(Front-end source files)
-.-.-

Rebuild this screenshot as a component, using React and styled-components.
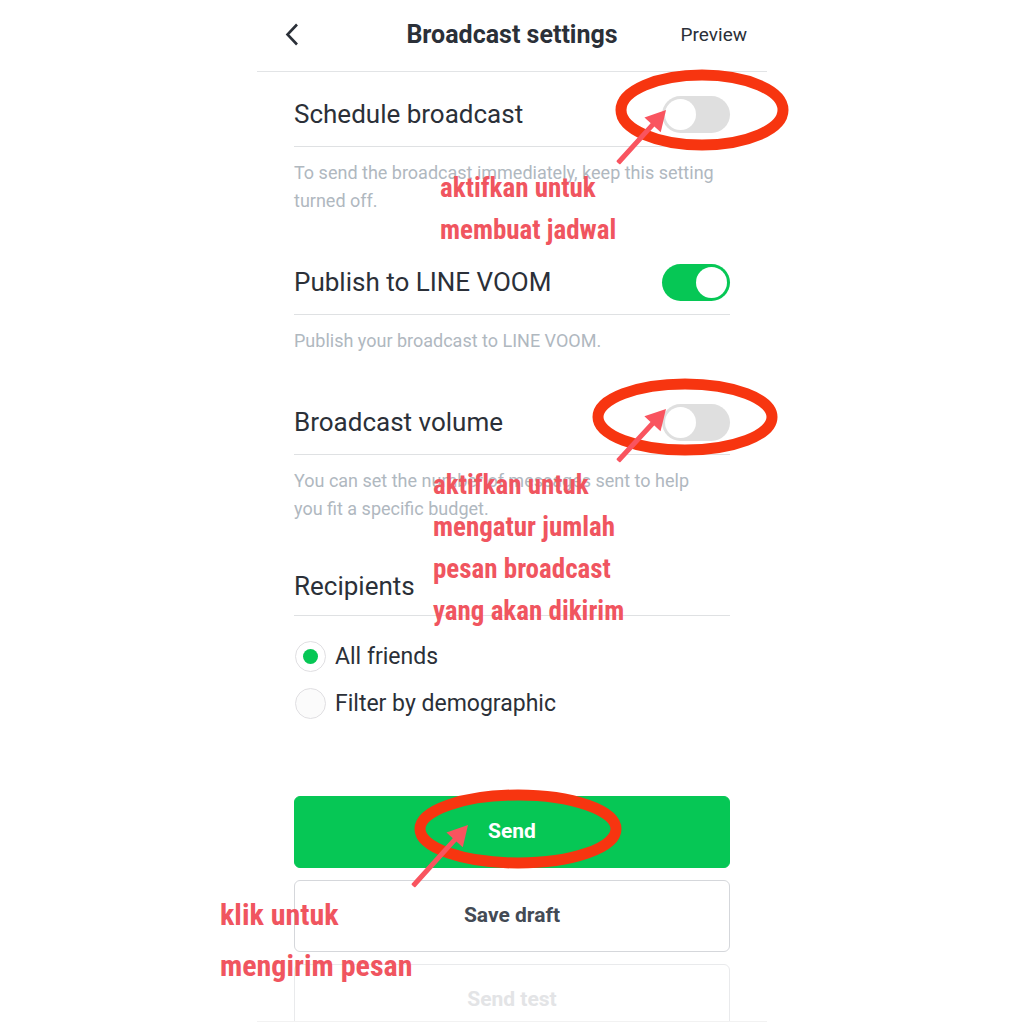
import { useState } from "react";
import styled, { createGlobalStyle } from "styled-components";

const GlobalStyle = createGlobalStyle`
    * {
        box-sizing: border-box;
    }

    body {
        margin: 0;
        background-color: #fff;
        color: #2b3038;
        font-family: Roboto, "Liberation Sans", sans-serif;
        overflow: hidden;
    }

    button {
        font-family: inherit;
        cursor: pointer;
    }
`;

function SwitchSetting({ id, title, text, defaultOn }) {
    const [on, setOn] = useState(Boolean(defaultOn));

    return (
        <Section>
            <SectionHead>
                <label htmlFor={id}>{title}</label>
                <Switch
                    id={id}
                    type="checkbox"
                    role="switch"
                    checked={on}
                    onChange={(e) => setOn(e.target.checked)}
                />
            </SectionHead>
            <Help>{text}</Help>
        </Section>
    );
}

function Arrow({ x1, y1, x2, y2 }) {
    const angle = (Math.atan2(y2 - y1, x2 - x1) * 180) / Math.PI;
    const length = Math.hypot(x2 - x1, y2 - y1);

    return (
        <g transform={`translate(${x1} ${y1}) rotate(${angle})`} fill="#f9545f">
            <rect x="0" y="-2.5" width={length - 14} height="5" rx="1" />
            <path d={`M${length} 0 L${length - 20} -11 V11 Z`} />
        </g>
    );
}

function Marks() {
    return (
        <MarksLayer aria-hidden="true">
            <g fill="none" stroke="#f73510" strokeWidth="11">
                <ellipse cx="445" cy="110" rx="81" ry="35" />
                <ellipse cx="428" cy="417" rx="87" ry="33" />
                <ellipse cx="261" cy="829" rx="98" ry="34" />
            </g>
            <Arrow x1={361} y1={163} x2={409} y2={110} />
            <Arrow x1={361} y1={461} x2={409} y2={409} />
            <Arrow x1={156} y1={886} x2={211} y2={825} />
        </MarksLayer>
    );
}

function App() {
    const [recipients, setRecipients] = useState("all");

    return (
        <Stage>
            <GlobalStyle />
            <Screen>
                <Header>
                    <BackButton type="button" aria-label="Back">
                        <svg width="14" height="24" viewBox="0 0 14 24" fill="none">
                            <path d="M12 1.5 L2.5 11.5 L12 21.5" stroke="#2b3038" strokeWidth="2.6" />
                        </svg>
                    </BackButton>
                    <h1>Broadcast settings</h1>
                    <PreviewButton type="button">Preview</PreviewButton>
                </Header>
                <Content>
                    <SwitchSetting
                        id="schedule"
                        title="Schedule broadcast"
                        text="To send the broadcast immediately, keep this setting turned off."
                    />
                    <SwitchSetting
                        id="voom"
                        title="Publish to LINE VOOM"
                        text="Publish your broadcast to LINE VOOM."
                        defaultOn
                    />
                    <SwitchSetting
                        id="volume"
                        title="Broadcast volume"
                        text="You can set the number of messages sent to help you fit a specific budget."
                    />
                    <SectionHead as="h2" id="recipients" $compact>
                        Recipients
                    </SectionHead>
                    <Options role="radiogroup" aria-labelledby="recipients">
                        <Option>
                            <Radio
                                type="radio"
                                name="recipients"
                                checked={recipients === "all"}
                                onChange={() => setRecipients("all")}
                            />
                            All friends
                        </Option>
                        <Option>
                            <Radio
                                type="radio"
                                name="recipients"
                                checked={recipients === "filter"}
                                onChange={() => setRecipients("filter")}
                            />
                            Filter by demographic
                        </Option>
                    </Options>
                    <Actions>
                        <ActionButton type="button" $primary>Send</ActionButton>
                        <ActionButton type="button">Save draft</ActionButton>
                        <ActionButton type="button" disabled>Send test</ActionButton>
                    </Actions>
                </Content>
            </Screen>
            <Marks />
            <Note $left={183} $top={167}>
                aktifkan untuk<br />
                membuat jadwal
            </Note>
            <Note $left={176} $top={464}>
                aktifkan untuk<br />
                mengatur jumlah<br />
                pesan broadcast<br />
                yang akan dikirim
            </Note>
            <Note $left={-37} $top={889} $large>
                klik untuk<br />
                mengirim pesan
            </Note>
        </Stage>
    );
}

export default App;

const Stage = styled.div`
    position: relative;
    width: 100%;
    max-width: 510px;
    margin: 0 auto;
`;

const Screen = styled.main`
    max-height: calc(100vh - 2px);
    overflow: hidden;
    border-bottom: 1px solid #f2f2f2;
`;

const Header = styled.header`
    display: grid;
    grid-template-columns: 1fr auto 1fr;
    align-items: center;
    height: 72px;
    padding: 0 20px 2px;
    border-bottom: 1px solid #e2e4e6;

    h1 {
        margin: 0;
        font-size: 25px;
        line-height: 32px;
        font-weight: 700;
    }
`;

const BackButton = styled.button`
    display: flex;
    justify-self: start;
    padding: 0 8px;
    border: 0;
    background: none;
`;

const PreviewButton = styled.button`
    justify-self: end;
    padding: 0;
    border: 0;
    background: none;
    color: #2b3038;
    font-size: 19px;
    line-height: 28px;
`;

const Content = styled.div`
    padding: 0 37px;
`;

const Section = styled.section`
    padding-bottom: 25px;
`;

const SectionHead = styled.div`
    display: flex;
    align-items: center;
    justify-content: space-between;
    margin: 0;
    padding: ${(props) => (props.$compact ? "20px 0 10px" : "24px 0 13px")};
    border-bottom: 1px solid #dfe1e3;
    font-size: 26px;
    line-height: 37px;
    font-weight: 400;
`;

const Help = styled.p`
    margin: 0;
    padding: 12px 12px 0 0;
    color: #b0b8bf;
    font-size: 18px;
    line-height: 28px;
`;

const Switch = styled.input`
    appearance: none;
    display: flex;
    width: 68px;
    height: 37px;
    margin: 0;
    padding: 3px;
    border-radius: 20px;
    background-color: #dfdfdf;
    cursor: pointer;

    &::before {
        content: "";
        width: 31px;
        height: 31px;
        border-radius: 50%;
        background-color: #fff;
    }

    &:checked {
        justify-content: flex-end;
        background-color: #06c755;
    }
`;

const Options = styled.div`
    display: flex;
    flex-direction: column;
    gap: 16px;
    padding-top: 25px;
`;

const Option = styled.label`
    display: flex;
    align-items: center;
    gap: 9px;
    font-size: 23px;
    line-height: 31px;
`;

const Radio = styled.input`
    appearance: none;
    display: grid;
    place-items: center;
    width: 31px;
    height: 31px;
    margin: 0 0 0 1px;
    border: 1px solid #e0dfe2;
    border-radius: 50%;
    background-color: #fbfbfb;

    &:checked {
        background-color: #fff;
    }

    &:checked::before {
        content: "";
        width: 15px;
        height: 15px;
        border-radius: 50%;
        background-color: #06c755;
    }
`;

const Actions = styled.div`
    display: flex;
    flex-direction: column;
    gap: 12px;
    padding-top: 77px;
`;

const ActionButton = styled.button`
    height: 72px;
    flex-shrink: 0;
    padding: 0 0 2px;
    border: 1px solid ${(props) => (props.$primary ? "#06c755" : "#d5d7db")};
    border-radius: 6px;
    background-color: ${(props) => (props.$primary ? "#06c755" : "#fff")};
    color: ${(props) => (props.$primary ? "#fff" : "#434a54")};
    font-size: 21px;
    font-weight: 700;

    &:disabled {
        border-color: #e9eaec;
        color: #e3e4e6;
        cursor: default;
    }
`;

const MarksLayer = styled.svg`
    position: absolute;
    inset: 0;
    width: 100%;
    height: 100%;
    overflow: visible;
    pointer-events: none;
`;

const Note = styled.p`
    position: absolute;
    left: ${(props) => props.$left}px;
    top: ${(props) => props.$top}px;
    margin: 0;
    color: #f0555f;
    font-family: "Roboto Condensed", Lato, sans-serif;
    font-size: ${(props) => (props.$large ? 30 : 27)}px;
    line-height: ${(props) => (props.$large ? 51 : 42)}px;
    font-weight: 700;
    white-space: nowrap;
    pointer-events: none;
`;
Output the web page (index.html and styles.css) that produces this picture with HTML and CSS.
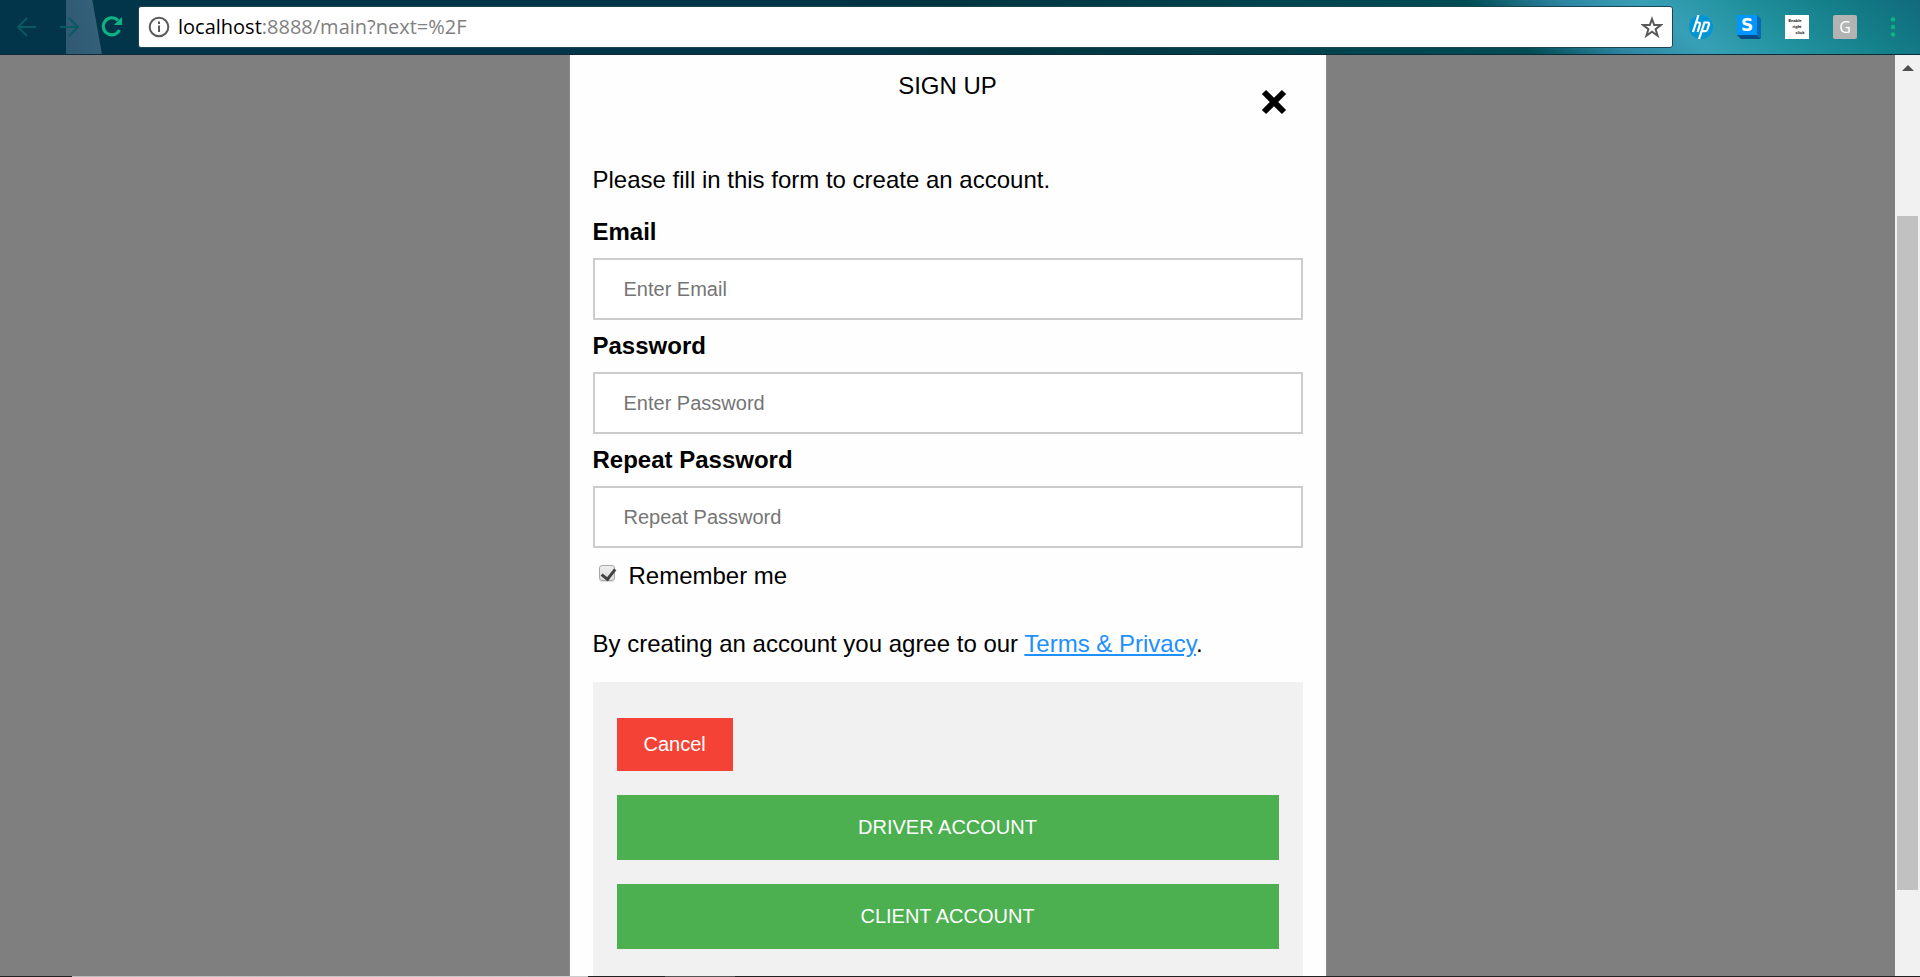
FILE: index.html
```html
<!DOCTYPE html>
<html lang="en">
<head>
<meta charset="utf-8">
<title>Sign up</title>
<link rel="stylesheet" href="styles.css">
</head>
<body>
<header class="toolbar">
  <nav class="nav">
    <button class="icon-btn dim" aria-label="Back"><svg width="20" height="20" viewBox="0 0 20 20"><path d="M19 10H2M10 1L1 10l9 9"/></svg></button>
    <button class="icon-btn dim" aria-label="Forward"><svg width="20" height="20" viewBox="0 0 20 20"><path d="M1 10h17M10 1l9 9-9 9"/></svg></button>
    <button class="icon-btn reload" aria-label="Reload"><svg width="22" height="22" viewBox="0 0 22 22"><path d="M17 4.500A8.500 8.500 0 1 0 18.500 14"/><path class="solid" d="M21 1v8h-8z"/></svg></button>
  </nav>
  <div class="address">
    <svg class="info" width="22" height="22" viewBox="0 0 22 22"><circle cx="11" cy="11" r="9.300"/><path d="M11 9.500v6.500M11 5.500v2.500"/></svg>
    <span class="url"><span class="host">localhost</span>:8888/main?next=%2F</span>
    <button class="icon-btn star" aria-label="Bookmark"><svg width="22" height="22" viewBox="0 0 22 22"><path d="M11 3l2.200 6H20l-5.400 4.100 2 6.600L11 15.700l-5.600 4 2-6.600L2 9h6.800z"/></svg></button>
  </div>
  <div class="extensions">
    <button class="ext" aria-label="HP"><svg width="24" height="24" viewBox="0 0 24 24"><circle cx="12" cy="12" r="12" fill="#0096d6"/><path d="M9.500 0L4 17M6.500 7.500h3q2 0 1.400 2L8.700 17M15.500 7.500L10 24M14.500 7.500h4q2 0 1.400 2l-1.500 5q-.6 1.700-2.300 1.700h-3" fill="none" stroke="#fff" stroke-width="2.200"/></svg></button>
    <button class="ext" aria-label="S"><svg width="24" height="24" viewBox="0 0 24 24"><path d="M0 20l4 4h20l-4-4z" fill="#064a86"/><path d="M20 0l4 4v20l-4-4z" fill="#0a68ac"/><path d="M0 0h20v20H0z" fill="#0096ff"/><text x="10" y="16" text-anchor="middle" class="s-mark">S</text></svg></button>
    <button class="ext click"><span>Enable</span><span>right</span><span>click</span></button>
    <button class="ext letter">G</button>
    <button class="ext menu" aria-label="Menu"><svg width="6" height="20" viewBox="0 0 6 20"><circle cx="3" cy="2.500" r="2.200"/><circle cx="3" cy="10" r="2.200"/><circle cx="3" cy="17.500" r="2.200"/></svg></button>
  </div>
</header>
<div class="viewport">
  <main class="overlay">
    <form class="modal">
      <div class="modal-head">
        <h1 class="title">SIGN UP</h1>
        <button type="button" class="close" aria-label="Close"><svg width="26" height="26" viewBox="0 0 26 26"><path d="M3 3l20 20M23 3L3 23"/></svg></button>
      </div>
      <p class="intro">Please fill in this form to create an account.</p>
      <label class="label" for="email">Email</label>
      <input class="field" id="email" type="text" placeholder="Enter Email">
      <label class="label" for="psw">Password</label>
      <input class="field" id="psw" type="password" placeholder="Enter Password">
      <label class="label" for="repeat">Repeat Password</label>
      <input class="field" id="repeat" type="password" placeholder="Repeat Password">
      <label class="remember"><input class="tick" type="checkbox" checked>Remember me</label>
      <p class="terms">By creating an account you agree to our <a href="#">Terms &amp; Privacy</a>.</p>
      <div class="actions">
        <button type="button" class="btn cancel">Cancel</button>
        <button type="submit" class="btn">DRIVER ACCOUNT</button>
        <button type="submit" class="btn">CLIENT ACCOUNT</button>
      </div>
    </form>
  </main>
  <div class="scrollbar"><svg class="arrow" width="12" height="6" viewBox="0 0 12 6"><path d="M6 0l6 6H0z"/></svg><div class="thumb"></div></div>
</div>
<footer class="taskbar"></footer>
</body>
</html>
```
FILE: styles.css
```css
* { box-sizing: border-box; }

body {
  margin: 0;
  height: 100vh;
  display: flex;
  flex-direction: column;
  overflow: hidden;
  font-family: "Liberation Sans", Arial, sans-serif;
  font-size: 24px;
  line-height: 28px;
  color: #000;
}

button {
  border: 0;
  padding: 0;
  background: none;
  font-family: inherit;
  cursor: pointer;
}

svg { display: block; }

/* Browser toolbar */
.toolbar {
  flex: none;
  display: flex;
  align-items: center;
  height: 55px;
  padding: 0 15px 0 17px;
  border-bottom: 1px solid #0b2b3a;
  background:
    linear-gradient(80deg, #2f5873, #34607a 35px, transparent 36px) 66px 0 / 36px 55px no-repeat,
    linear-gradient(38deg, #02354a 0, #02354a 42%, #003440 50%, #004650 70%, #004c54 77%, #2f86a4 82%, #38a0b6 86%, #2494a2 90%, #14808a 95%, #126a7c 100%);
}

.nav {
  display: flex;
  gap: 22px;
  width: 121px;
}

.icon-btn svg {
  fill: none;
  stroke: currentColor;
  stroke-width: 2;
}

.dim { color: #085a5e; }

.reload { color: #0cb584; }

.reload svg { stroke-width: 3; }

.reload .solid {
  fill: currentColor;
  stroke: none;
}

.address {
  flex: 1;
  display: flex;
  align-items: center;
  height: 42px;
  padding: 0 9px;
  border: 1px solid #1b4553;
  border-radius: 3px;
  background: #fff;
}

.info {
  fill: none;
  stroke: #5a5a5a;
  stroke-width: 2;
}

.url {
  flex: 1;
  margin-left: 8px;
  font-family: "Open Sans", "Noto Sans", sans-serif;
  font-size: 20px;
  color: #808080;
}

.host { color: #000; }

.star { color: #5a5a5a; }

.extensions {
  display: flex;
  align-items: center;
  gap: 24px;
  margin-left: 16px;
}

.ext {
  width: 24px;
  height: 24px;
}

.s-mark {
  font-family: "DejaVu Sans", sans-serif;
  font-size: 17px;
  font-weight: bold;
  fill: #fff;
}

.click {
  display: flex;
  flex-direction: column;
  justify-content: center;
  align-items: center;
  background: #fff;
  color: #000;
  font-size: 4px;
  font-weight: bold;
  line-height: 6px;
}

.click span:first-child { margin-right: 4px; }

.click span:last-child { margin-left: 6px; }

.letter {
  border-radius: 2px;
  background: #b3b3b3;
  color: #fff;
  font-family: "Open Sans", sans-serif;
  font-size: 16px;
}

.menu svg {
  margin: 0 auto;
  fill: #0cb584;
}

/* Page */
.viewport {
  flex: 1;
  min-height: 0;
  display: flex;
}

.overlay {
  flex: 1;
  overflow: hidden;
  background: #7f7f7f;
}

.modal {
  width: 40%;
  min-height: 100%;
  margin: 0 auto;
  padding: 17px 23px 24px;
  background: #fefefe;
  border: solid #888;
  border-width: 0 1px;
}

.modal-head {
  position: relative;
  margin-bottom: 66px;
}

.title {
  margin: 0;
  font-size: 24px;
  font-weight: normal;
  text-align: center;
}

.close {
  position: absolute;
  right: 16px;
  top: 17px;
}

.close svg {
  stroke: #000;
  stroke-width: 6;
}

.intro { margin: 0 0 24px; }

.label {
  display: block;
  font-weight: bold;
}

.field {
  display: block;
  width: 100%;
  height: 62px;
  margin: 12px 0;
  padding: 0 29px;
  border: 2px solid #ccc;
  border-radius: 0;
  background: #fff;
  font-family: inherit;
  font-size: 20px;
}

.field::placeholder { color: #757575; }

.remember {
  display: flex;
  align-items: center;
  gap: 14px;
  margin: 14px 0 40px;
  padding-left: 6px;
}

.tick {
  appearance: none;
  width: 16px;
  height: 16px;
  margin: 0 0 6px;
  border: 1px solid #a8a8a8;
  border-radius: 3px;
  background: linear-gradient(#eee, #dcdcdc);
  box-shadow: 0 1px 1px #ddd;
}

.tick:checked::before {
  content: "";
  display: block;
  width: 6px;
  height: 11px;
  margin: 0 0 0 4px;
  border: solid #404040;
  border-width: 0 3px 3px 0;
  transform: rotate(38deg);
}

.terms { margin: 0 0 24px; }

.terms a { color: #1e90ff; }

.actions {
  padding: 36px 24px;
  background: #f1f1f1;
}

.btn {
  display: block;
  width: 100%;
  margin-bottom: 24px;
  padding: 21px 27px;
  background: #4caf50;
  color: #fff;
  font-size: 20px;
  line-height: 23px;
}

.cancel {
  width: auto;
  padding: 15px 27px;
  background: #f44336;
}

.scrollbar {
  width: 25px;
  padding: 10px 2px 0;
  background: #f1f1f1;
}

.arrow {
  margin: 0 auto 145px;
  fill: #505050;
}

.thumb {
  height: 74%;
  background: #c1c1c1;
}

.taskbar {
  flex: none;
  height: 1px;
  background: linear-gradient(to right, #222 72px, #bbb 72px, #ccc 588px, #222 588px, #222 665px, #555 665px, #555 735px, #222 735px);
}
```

-.-.-

**GIVEN INSTRUCTION:** Repeat the lines of the listing above verbatim, beginning at its first line and ending at the line containing "const [recipients, setRecipients]", which is included. Omit pictures.

**SOLUTION TO THIS EXERCISE:**
Rebuild this screenshot as a component, using React and styled-components.
import { useState } from "react";
import styled, { createGlobalStyle } from "styled-components";

const GlobalStyle = createGlobalStyle`
    * {
        box-sizing: border-box;
    }

    body {
        margin: 0;
        background-color: #fff;
        color: #2b3038;
        font-family: Roboto, "Liberation Sans", sans-serif;
        overflow: hidden;
    }

    button {
        font-family: inherit;
        cursor: pointer;
    }
`;

function SwitchSetting({ id, title, text, defaultOn }) {
    const [on, setOn] = useState(Boolean(defaultOn));

    return (
        <Section>
            <SectionHead>
                <label htmlFor={id}>{title}</label>
                <Switch
                    id={id}
                    type="checkbox"
                    role="switch"
                    checked={on}
                    onChange={(e) => setOn(e.target.checked)}
                />
            </SectionHead>
            <Help>{text}</Help>
        </Section>
    );
}

function Arrow({ x1, y1, x2, y2 }) {
    const angle = (Math.atan2(y2 - y1, x2 - x1) * 180) / Math.PI;
    const length = Math.hypot(x2 - x1, y2 - y1);

    return (
        <g transform={`translate(${x1} ${y1}) rotate(${angle})`} fill="#f9545f">
            <rect x="0" y="-2.5" width={length - 14} height="5" rx="1" />
            <path d={`M${length} 0 L${length - 20} -11 V11 Z`} />
        </g>
    );
}

function Marks() {
    return (
        <MarksLayer aria-hidden="true">
            <g fill="none" stroke="#f73510" strokeWidth="11">
                <ellipse cx="445" cy="110" rx="81" ry="35" />
                <ellipse cx="428" cy="417" rx="87" ry="33" />
                <ellipse cx="261" cy="829" rx="98" ry="34" />
            </g>
            <Arrow x1={361} y1={163} x2={409} y2={110} />
            <Arrow x1={361} y1={461} x2={409} y2={409} />
            <Arrow x1={156} y1={886} x2={211} y2={825} />
        </MarksLayer>
    );
}

function App() {
    const [recipients, setRecipients] = useState("all");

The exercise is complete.